→ Short exercise
Print every entry word for word, but omit the pictures.

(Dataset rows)
━━━━━━━━━━━━━━━━
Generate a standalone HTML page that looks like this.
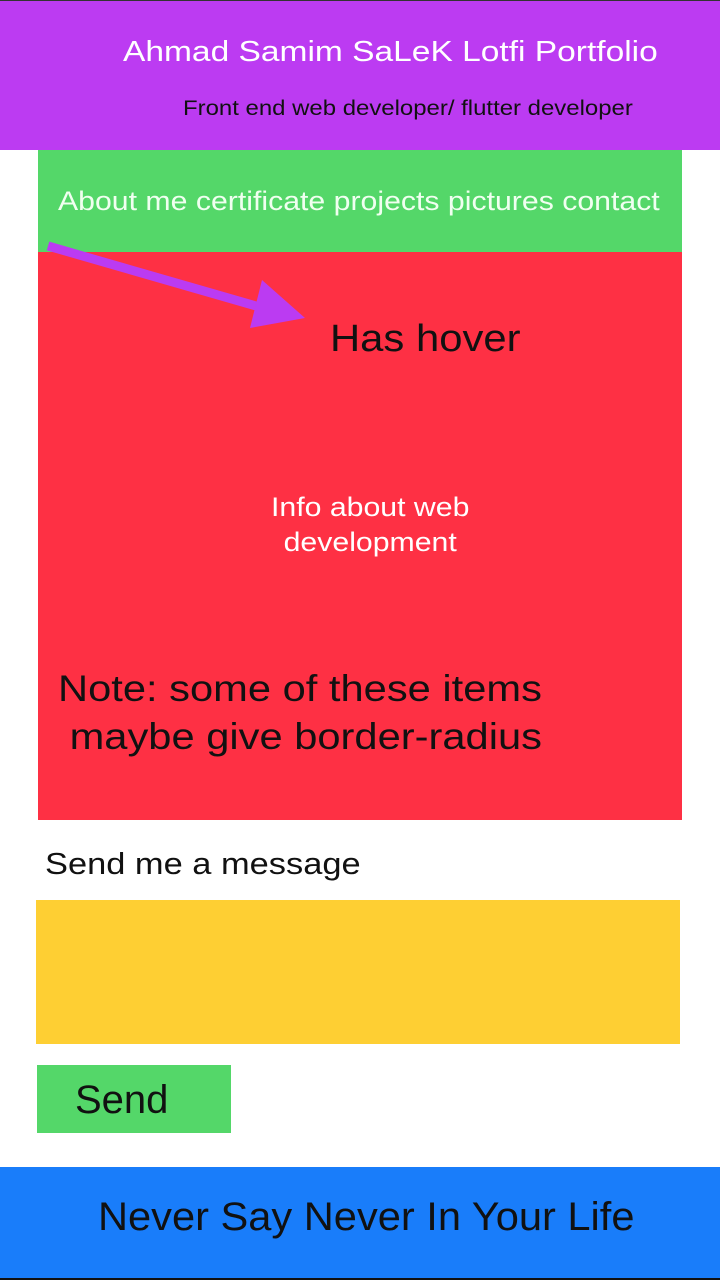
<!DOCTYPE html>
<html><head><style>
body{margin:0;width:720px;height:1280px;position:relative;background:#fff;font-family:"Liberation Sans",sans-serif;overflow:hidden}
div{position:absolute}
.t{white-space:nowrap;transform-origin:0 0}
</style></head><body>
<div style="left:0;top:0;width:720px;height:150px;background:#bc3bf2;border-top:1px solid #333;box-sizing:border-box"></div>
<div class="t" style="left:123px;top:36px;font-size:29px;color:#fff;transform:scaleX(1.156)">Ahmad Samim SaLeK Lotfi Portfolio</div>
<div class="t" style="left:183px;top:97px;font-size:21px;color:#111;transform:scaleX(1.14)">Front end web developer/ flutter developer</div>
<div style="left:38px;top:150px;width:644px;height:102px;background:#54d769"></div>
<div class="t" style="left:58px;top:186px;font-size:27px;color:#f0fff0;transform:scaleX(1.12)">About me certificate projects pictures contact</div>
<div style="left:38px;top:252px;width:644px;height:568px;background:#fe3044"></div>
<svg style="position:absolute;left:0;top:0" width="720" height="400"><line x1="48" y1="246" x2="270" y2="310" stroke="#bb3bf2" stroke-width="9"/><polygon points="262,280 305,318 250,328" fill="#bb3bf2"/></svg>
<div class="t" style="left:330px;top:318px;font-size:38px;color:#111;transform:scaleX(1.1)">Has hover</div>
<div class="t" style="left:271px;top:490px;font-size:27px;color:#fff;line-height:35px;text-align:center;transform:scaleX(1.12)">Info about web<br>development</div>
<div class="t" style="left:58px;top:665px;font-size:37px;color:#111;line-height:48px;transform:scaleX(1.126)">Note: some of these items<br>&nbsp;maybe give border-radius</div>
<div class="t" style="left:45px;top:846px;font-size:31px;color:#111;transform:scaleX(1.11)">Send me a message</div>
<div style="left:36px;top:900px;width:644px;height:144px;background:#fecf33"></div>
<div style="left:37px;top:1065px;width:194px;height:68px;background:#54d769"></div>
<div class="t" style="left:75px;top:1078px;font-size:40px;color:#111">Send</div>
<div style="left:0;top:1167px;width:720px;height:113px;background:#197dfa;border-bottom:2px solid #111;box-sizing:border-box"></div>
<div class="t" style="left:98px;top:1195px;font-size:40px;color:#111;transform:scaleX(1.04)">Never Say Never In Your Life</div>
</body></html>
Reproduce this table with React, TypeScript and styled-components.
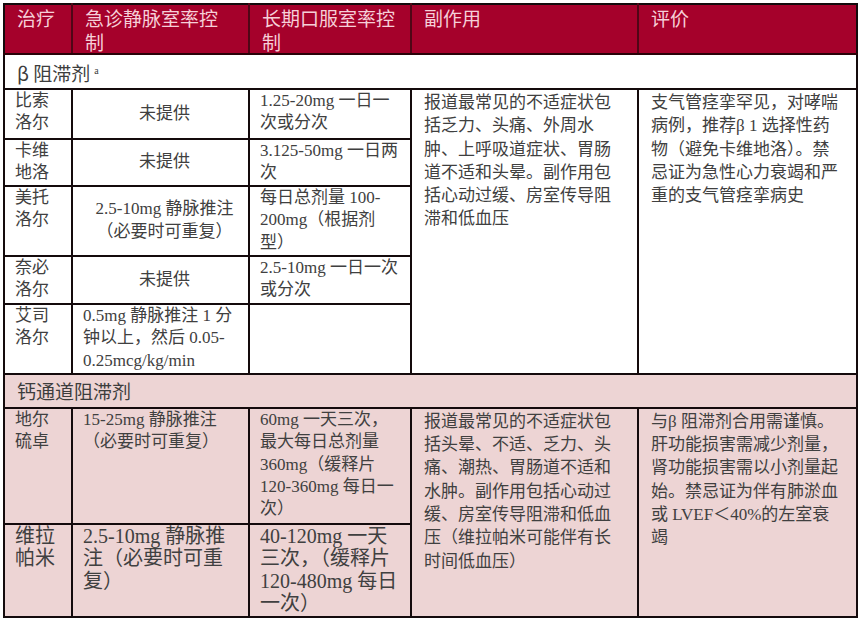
━━━━━━━━━━━━━━━━
→ Task response
Generate a standalone HTML page that looks like this.
<!DOCTYPE html>
<html><head><style>
body{margin:0;width:720px;height:1280px;position:relative;background:#fff;font-family:"Liberation Sans",sans-serif;overflow:hidden}
div{position:absolute}
.t{white-space:nowrap;transform-origin:0 0}
</style></head><body>
<div style="left:0;top:0;width:720px;height:150px;background:#bc3bf2;border-top:1px solid #333;box-sizing:border-box"></div>
<div class="t" style="left:123px;top:36px;font-size:29px;color:#fff;transform:scaleX(1.156)">Ahmad Samim SaLeK Lotfi Portfolio</div>
<div class="t" style="left:183px;top:97px;font-size:21px;color:#111;transform:scaleX(1.14)">Front end web developer/ flutter developer</div>
<div style="left:38px;top:150px;width:644px;height:102px;background:#54d769"></div>
<div class="t" style="left:58px;top:186px;font-size:27px;color:#f0fff0;transform:scaleX(1.12)">About me certificate projects pictures contact</div>
<div style="left:38px;top:252px;width:644px;height:568px;background:#fe3044"></div>
<svg style="position:absolute;left:0;top:0" width="720" height="400"><line x1="48" y1="246" x2="270" y2="310" stroke="#bb3bf2" stroke-width="9"/><polygon points="262,280 305,318 250,328" fill="#bb3bf2"/></svg>
<div class="t" style="left:330px;top:318px;font-size:38px;color:#111;transform:scaleX(1.1)">Has hover</div>
<div class="t" style="left:271px;top:490px;font-size:27px;color:#fff;line-height:35px;text-align:center;transform:scaleX(1.12)">Info about web<br>development</div>
<div class="t" style="left:58px;top:665px;font-size:37px;color:#111;line-height:48px;transform:scaleX(1.126)">Note: some of these items<br>&nbsp;maybe give border-radius</div>
<div class="t" style="left:45px;top:846px;font-size:31px;color:#111;transform:scaleX(1.11)">Send me a message</div>
<div style="left:36px;top:900px;width:644px;height:144px;background:#fecf33"></div>
<div style="left:37px;top:1065px;width:194px;height:68px;background:#54d769"></div>
<div class="t" style="left:75px;top:1078px;font-size:40px;color:#111">Send</div>
<div style="left:0;top:1167px;width:720px;height:113px;background:#197dfa;border-bottom:2px solid #111;box-sizing:border-box"></div>
<div class="t" style="left:98px;top:1195px;font-size:40px;color:#111;transform:scaleX(1.04)">Never Say Never In Your Life</div>
</body></html>
Reproduce this table with React, TypeScript and styled-components.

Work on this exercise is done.